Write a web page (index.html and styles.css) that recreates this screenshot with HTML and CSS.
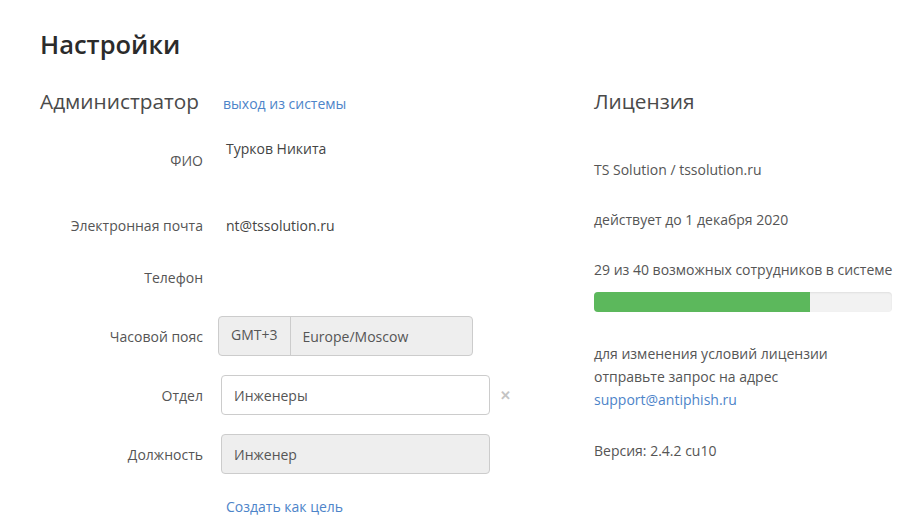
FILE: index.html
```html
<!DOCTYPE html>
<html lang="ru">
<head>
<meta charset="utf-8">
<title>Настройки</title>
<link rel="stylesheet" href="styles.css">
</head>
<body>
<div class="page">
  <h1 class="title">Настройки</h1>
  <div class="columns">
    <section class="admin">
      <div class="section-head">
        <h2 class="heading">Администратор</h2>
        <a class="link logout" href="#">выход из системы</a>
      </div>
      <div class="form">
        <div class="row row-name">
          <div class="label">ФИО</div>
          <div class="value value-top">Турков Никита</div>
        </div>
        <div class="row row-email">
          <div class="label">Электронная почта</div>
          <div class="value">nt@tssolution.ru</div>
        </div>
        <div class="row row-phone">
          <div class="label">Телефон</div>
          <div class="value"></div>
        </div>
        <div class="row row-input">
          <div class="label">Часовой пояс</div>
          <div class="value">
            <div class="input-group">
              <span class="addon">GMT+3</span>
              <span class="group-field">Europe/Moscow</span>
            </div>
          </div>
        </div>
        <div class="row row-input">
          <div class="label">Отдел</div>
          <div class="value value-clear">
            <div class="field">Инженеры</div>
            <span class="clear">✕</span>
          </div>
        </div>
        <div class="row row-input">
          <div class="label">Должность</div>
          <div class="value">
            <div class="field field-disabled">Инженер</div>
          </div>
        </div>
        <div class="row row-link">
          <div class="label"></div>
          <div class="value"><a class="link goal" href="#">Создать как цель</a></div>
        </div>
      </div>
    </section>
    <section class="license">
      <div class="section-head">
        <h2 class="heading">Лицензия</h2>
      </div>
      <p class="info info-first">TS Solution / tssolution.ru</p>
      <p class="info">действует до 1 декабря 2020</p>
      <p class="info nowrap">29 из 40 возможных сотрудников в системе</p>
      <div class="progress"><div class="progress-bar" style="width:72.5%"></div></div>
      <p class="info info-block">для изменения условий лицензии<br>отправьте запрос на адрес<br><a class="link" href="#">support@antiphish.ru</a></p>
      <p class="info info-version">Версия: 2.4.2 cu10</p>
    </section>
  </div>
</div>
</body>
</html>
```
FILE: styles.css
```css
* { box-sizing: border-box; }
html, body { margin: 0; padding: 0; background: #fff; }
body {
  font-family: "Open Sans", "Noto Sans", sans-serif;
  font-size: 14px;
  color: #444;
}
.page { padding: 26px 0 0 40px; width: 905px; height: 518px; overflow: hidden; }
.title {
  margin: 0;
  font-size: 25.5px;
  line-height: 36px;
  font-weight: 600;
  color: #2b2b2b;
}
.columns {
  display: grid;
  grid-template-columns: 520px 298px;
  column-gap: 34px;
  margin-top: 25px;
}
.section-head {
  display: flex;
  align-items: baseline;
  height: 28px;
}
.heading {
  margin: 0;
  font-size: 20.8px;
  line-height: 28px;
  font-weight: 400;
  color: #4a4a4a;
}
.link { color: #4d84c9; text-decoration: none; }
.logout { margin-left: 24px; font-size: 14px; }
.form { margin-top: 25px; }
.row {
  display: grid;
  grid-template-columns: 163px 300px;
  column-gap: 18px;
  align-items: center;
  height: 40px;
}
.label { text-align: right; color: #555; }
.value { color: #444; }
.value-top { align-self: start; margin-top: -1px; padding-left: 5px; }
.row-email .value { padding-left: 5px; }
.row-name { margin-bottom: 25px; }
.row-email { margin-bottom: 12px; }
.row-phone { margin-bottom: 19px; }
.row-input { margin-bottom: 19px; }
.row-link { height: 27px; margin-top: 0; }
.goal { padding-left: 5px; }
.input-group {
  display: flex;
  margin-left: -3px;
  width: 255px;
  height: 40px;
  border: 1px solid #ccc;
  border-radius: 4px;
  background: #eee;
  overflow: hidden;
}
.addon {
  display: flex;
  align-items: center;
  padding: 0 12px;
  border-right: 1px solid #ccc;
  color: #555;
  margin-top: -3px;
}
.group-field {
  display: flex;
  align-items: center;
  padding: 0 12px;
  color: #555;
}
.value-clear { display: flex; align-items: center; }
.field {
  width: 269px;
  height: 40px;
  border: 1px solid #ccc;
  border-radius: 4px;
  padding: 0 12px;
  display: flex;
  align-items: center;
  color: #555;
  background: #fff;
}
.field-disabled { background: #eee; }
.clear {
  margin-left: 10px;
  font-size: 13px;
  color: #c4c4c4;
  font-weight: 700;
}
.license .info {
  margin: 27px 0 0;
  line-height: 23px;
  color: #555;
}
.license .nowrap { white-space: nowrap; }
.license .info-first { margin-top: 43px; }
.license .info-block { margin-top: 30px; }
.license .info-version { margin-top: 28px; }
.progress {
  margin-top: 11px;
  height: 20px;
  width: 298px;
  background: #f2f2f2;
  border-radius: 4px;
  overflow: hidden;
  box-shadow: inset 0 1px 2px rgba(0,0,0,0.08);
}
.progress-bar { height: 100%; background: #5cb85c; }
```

What the task asks. All the lines above are to be given again exactly as they read, with the pictures removed.

Full response.
Write a web page (index.html and styles.css) that recreates this screenshot with HTML and CSS.
FILE: index.html
```html
<!DOCTYPE html>
<html lang="ru">
<head>
<meta charset="utf-8">
<title>Настройки</title>
<link rel="stylesheet" href="styles.css">
</head>
<body>
<div class="page">
  <h1 class="title">Настройки</h1>
  <div class="columns">
    <section class="admin">
      <div class="section-head">
        <h2 class="heading">Администратор</h2>
        <a class="link logout" href="#">выход из системы</a>
      </div>
      <div class="form">
        <div class="row row-name">
          <div class="label">ФИО</div>
          <div class="value value-top">Турков Никита</div>
        </div>
        <div class="row row-email">
          <div class="label">Электронная почта</div>
          <div class="value">nt@tssolution.ru</div>
        </div>
        <div class="row row-phone">
          <div class="label">Телефон</div>
          <div class="value"></div>
        </div>
        <div class="row row-input">
          <div class="label">Часовой пояс</div>
          <div class="value">
            <div class="input-group">
              <span class="addon">GMT+3</span>
              <span class="group-field">Europe/Moscow</span>
            </div>
          </div>
        </div>
        <div class="row row-input">
          <div class="label">Отдел</div>
          <div class="value value-clear">
            <div class="field">Инженеры</div>
            <span class="clear">✕</span>
          </div>
        </div>
        <div class="row row-input">
          <div class="label">Должность</div>
          <div class="value">
            <div class="field field-disabled">Инженер</div>
          </div>
        </div>
        <div class="row row-link">
          <div class="label"></div>
          <div class="value"><a class="link goal" href="#">Создать как цель</a></div>
        </div>
      </div>
    </section>
    <section class="license">
      <div class="section-head">
        <h2 class="heading">Лицензия</h2>
      </div>
      <p class="info info-first">TS Solution / tssolution.ru</p>
      <p class="info">действует до 1 декабря 2020</p>
      <p class="info nowrap">29 из 40 возможных сотрудников в системе</p>
      <div class="progress"><div class="progress-bar" style="width:72.5%"></div></div>
      <p class="info info-block">для изменения условий лицензии<br>отправьте запрос на адрес<br><a class="link" href="#">support@antiphish.ru</a></p>
      <p class="info info-version">Версия: 2.4.2 cu10</p>
    </section>
  </div>
</div>
</body>
</html>
```
FILE: styles.css
```css
* { box-sizing: border-box; }
html, body { margin: 0; padding: 0; background: #fff; }
body {
  font-family: "Open Sans", "Noto Sans", sans-serif;
  font-size: 14px;
  color: #444;
}
.page { padding: 26px 0 0 40px; width: 905px; height: 518px; overflow: hidden; }
.title {
  margin: 0;
  font-size: 25.5px;
  line-height: 36px;
  font-weight: 600;
  color: #2b2b2b;
}
.columns {
  display: grid;
  grid-template-columns: 520px 298px;
  column-gap: 34px;
  margin-top: 25px;
}
.section-head {
  display: flex;
  align-items: baseline;
  height: 28px;
}
.heading {
  margin: 0;
  font-size: 20.8px;
  line-height: 28px;
  font-weight: 400;
  color: #4a4a4a;
}
.link { color: #4d84c9; text-decoration: none; }
.logout { margin-left: 24px; font-size: 14px; }
.form { margin-top: 25px; }
.row {
  display: grid;
  grid-template-columns: 163px 300px;
  column-gap: 18px;
  align-items: center;
  height: 40px;
}
.label { text-align: right; color: #555; }
.value { color: #444; }
.value-top { align-self: start; margin-top: -1px; padding-left: 5px; }
.row-email .value { padding-left: 5px; }
.row-name { margin-bottom: 25px; }
.row-email { margin-bottom: 12px; }
.row-phone { margin-bottom: 19px; }
.row-input { margin-bottom: 19px; }
.row-link { height: 27px; margin-top: 0; }
.goal { padding-left: 5px; }
.input-group {
  display: flex;
  margin-left: -3px;
  width: 255px;
  height: 40px;
  border: 1px solid #ccc;
  border-radius: 4px;
  background: #eee;
  overflow: hidden;
}
.addon {
  display: flex;
  align-items: center;
  padding: 0 12px;
  border-right: 1px solid #ccc;
  color: #555;
  margin-top: -3px;
}
.group-field {
  display: flex;
  align-items: center;
  padding: 0 12px;
  color: #555;
}
.value-clear { display: flex; align-items: center; }
.field {
  width: 269px;
  height: 40px;
  border: 1px solid #ccc;
  border-radius: 4px;
  padding: 0 12px;
  display: flex;
  align-items: center;
  color: #555;
  background: #fff;
}
.field-disabled { background: #eee; }
.clear {
  margin-left: 10px;
  font-size: 13px;
  color: #c4c4c4;
  font-weight: 700;
}
.license .info {
  margin: 27px 0 0;
  line-height: 23px;
  color: #555;
}
.license .nowrap { white-space: nowrap; }
.license .info-first { margin-top: 43px; }
.license .info-block { margin-top: 30px; }
.license .info-version { margin-top: 28px; }
.progress {
  margin-top: 11px;
  height: 20px;
  width: 298px;
  background: #f2f2f2;
  border-radius: 4px;
  overflow: hidden;
  box-shadow: inset 0 1px 2px rgba(0,0,0,0.08);
}
.progress-bar { height: 100%; background: #5cb85c; }
```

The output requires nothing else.